Mirror publisher’s ad sales hit by marketing ‘blackout’ after Queen’s death- Newshubweek

Mirror publisher’s ad sales hit by marketing ‘blackout’ after Queen’s death
Written by Arindam

The publisher of the Daily Express and Daily Mirror has said a marketing “blackout” after the death of Queen Elizabeth II significantly hit its advertising sales, in the first sign of how the period of mourning affected UK media groups.

Reach said on Tuesday that its digital revenues fell 8.1 per cent in September, while its print advertising plummeted by almost a third during the month of the Queen’s funeral.

The publisher also announced the departure of its chief financial officer Simon Fuller after less than three years in the position. His exit comes after a difficult summer where hundreds of Reach journalists held a strike in August over pay.

Fuller, who will stay in the post until the end of this year, will be replaced by Darren Fisher, who was the group director of finance at ITV.

Reach’s trading figures are the first public benchmark for how the hiatus in advertising may have hit other media outlets in the UK, including Rupert Murdoch’s Sun, Lord Rothermere’s Mail titles and commercial broadcasters such as ITV.
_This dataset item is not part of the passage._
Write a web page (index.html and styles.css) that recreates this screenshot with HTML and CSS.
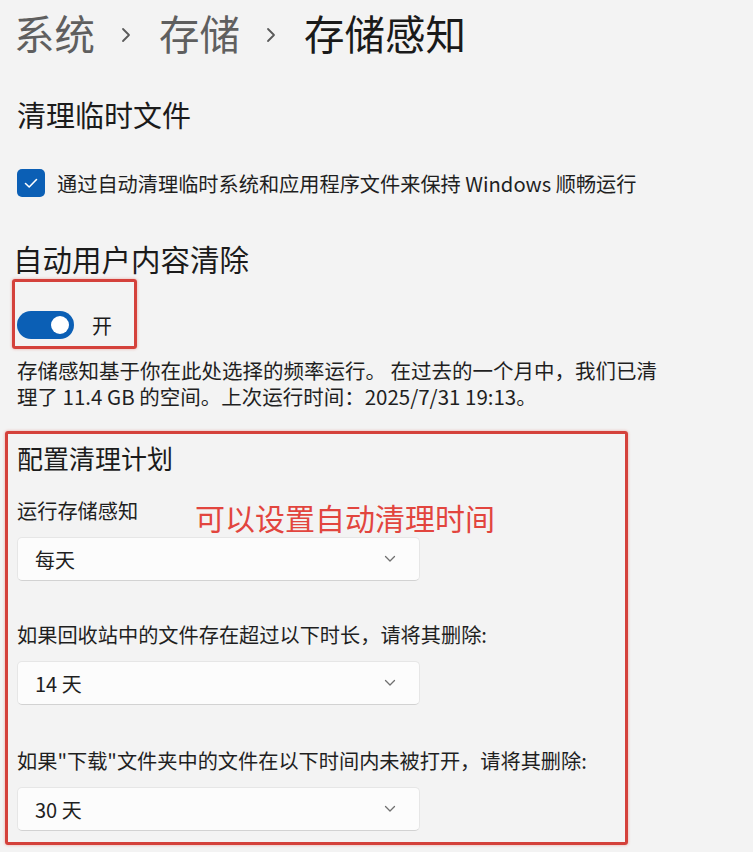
FILE: index.html
```html
<html>
  <head>
    <title>存储感知</title>
    <link rel="stylesheet" href="styles.css">
  </head>
  <body>
    <div class="crumbs">
      <span class="crumb">系统</span>
      <svg class="sep" width="12" height="16" viewBox="0 0 12 16"><path d="M3 2 L9 8 L3 14" fill="none" stroke="#5a5a5a" stroke-width="1.8" stroke-linecap="round" stroke-linejoin="round"/></svg>
      <span class="crumb">存储</span>
      <svg class="sep" width="12" height="16" viewBox="0 0 12 16"><path d="M3 2 L9 8 L3 14" fill="none" stroke="#5a5a5a" stroke-width="1.8" stroke-linecap="round" stroke-linejoin="round"/></svg>
      <span class="crumb current">存储感知</span>
    </div>

    <h2 class="title first">清理临时文件</h2>

    <div class="check-row">
      <span class="checkbox">
        <svg width="16" height="16" viewBox="0 0 16 16"><path d="M2.5 8.5 L6.2 12 L13.5 4.5" fill="none" stroke="#ffffff" stroke-width="1.6" stroke-linecap="round" stroke-linejoin="round"/></svg>
      </span>
      <span>通过自动清理临时系统和应用程序文件来保持 Windows 顺畅运行</span>
    </div>

    <h2 class="title second">自动用户内容清除</h2>

    <div class="mark toggle-box">
      <span class="toggle"><span class="knob"></span></span>
      <span class="toggle-label">开</span>
    </div>

    <p class="desc">存储感知基于你在此处选择的频率运行。 在过去的一个月中，我们已清理了 11.4 GB 的空间。上次运行时间：2025/7/31 19:13。</p>

    <div class="mark plan">
      <h3 class="plan-title">配置清理计划</h3>
      <div class="note">可以设置自动清理时间</div>

      <div class="label l1">运行存储感知</div>
      <div class="select">
        <span>每天</span>
        <svg width="12" height="8" viewBox="0 0 12 8"><path d="M1.5 1.5 L6 6 L10.5 1.5" fill="none" stroke="#707070" stroke-width="1.3" stroke-linecap="round" stroke-linejoin="round"/></svg>
      </div>

      <div class="label l2">如果回收站中的文件存在超过以下时长，请将其删除:</div>
      <div class="select">
        <span>14 天</span>
        <svg width="12" height="8" viewBox="0 0 12 8"><path d="M1.5 1.5 L6 6 L10.5 1.5" fill="none" stroke="#707070" stroke-width="1.3" stroke-linecap="round" stroke-linejoin="round"/></svg>
      </div>

      <div class="label l3">如果"下载"文件夹中的文件在以下时间内未被打开，请将其删除:</div>
      <div class="select">
        <span>30 天</span>
        <svg width="12" height="8" viewBox="0 0 12 8"><path d="M1.5 1.5 L6 6 L10.5 1.5" fill="none" stroke="#707070" stroke-width="1.3" stroke-linecap="round" stroke-linejoin="round"/></svg>
      </div>
    </div>
  </body>
</html>
```

FILE: styles.css
```css
body {
  margin: 0;
  padding: 0 0 0 17px;
  background-color: #f3f3f3;
  color: #1b1b1b;
  font-family: "Noto Sans CJK SC", "Noto Sans", sans-serif;
  width: 736px;
  height: 852px;
  overflow: hidden;
}
.crumbs {
  display: flex;
  align-items: center;
  height: 66px;
  margin-left: -3px;
  font-size: 40.5px;
}
.crumb {
  color: #5f5f5f;
  line-height: 66px;
}
.crumb.current {
  color: #1a1a1a;
}
.sep {
  margin: 4px 27px 0 25px;
}
.title {
  margin: 0;
  font-size: 29px;
  font-weight: 400;
  line-height: 40px;
}
.title.first {
  margin-top: 28px;
}
.title.second {
  margin-top: 40px;
  margin-left: -4px;
  font-size: 29.5px;
}
.check-row {
  display: flex;
  align-items: center;
  height: 30px;
  margin-top: 34px;
  font-size: 20.2px;
  color: #1f1f1f;
}
.checkbox {
  display: flex;
  align-items: center;
  justify-content: center;
  width: 28px;
  height: 28px;
  margin-right: 12px;
  border-radius: 5px;
  background-color: #0b5fb5;
}
.mark {
  border: 3px solid #d4413b;
  border-radius: 3px;
  box-shadow: 0 0 3px rgba(220, 70, 60, 0.45);
}
.toggle-box {
  display: flex;
  align-items: center;
  box-sizing: border-box;
  width: 125px;
  height: 70px;
  margin: 1px 0 0 -5px;
  padding: 22px 0 0 2px;
}
.toggle {
  display: flex;
  align-items: center;
  justify-content: flex-end;
  width: 57px;
  height: 28px;
  padding-right: 5px;
  box-sizing: border-box;
  border-radius: 14px;
  background-color: #0b5fb5;
}
.knob {
  width: 18px;
  height: 18px;
  border-radius: 50%;
  background-color: #ffffff;
}
.toggle-label {
  margin-left: 18px;
  font-size: 20px;
}
.desc {
  margin: 8px 0 0;
  width: 645px;
  font-size: 20.5px;
  line-height: 26px;
  color: #1f1f1f;
}
.plan {
  position: relative;
  width: 623px;
  height: 414px;
  margin: 22px 0 0 -12px;
  padding: 6px 0 0 9px;
  box-sizing: border-box;
}
.plan-title {
  margin: 0;
  font-size: 26px;
  font-weight: 400;
  line-height: 36px;
}
.note {
  position: absolute;
  left: 187px;
  top: 63px;
  font-size: 30px;
  line-height: 40px;
  color: #e2453e;
}
.label {
  font-size: 20.2px;
  line-height: 26px;
  color: #1f1f1f;
}
.l1 {
  margin-top: 22px;
}
.l2 {
  margin-top: 41px;
}
.l3 {
  margin-top: 43px;
}
.select {
  display: flex;
  align-items: center;
  justify-content: space-between;
  width: 403px;
  height: 44px;
  margin-top: 13px;
  padding: 0 23px 0 17px;
  box-sizing: border-box;
  background-color: #fcfcfc;
  border: 1px solid #e6e6e6;
  border-bottom-color: #d2d2d2;
  border-radius: 5px;
  font-size: 20px;
  color: #1f1f1f;
}
```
While coverage of the Queen’s death drove a sharp rise in newspaper sales, Reach said the additional revenue was more than offset by big brands deferring or cancelling scheduled campaigns. As a result, group revenue fell 4.1 per cent in September and 1.9 per cent in the third quarter.

Chief executive Jim Mullen praised his newspapers for their coverage of “a truly once in a generation event”.
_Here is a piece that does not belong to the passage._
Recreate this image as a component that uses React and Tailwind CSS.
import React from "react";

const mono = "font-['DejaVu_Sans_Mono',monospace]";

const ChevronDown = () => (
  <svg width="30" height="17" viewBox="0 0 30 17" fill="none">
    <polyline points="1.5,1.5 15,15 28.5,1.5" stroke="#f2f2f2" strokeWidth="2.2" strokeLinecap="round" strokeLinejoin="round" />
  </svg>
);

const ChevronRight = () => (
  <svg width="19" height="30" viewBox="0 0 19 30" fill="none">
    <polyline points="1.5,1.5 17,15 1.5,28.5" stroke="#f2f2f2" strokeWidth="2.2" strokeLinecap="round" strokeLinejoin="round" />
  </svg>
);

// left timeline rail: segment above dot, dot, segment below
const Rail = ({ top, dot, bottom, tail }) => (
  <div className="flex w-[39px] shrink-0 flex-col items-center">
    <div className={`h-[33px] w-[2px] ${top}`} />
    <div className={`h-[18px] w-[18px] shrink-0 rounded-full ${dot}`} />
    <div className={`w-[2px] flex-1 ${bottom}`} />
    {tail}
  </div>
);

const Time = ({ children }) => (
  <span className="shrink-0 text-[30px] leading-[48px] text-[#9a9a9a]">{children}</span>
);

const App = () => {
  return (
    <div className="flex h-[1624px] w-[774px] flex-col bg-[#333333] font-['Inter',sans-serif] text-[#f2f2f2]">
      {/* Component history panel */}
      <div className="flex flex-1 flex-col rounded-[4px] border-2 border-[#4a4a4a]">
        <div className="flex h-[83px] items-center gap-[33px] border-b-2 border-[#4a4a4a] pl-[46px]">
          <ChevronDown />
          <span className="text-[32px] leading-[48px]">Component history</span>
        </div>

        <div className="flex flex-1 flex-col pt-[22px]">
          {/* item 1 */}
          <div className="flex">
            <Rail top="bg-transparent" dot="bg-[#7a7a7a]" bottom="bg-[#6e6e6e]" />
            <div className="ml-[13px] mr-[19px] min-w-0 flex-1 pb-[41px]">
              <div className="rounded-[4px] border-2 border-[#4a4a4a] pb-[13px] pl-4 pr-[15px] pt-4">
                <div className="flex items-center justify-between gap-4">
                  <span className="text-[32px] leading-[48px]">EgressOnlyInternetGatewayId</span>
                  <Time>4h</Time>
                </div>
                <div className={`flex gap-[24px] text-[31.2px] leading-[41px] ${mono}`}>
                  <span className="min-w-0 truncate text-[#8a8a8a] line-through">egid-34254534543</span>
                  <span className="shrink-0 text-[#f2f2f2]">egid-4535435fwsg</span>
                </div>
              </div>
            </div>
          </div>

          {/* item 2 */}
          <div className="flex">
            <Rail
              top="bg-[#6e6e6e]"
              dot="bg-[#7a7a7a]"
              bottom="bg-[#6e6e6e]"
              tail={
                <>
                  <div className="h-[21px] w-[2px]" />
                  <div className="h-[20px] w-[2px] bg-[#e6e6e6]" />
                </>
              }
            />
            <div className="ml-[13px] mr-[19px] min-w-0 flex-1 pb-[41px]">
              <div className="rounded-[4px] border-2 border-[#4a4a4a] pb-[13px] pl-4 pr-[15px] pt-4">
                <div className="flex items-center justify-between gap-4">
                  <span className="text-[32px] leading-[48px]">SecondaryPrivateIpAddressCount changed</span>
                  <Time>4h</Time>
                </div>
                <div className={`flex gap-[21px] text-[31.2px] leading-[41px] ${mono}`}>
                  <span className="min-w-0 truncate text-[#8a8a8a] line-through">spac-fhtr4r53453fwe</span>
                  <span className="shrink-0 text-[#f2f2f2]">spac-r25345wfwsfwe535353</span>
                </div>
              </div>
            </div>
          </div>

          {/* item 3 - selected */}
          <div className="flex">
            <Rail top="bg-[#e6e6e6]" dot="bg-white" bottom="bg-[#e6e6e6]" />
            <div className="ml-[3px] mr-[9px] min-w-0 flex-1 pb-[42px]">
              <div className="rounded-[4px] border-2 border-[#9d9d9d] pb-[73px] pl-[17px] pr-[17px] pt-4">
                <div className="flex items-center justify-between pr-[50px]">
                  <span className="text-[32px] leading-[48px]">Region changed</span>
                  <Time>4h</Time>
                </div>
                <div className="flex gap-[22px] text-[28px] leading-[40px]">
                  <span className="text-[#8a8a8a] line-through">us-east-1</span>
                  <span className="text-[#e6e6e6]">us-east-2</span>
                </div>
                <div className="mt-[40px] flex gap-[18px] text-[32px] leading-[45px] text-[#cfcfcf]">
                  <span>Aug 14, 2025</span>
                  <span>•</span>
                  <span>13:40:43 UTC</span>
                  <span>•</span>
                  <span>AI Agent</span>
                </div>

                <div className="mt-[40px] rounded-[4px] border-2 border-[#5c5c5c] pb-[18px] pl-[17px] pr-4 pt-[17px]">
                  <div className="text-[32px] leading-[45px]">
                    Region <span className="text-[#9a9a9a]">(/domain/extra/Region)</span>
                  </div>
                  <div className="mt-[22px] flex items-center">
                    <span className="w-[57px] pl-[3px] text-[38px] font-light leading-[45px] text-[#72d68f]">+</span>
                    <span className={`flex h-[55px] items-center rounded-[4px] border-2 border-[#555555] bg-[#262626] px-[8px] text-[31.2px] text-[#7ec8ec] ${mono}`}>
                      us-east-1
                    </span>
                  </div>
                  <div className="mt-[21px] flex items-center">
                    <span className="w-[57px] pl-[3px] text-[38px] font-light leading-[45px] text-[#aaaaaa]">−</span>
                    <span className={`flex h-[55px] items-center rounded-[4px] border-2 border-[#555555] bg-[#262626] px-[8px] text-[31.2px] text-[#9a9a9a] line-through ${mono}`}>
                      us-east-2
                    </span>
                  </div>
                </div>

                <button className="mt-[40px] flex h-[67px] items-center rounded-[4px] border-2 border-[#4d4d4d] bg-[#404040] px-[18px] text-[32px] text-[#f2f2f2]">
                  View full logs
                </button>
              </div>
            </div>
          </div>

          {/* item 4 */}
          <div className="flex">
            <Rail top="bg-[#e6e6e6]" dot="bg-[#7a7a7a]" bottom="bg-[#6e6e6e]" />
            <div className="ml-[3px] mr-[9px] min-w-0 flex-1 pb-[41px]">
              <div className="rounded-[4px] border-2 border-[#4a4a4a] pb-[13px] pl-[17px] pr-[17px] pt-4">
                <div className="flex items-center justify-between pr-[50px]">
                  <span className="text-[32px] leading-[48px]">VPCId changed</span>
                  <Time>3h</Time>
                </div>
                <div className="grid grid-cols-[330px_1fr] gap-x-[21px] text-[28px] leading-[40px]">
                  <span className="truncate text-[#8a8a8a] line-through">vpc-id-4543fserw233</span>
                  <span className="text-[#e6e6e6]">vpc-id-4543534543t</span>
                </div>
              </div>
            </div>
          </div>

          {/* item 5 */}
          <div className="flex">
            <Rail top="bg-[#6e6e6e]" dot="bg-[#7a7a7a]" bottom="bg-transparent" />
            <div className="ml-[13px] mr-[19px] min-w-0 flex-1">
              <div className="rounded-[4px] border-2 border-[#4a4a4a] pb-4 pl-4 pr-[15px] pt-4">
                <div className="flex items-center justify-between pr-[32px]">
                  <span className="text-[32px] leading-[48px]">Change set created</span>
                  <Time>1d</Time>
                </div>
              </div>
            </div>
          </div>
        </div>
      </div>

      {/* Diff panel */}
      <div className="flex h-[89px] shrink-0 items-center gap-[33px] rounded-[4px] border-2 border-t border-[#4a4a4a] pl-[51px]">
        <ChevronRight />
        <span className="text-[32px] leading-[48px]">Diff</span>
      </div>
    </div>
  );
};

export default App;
“Actions on costs are helping to mitigate inflationary pressures and while macro uncertainty persists, improved revenue trends during [the third quarter] are a positive,” he said.

Cost inflation, the deteriorating economy and fears over advertising spending come at the end of a difficult year for Reach, which was previously known as Trinity Mirror and has titles including the Manchester Evening News, Birmingham Mail and Liverpool Echo.

Shares in the group fell as much as 4 per cent in early trading on Tuesday, extending a precipitous decline that has wiped about three-quarters of its market value in less than a year. The shares recently clawed some of their initial losses back to trade 1.6 per cent lower on Tuesday.

Reach was trading at its highest share price level since 2007 in August, driven by hopes the company was making a successful transition to the digital era with a line-up of free-to-read brands and a strategy for consumer data collection.

Over the coming three months, Reach said it expected print circulation revenue to be supported by higher prices, while advertising sales should be lifted by the World Cup and Black Friday.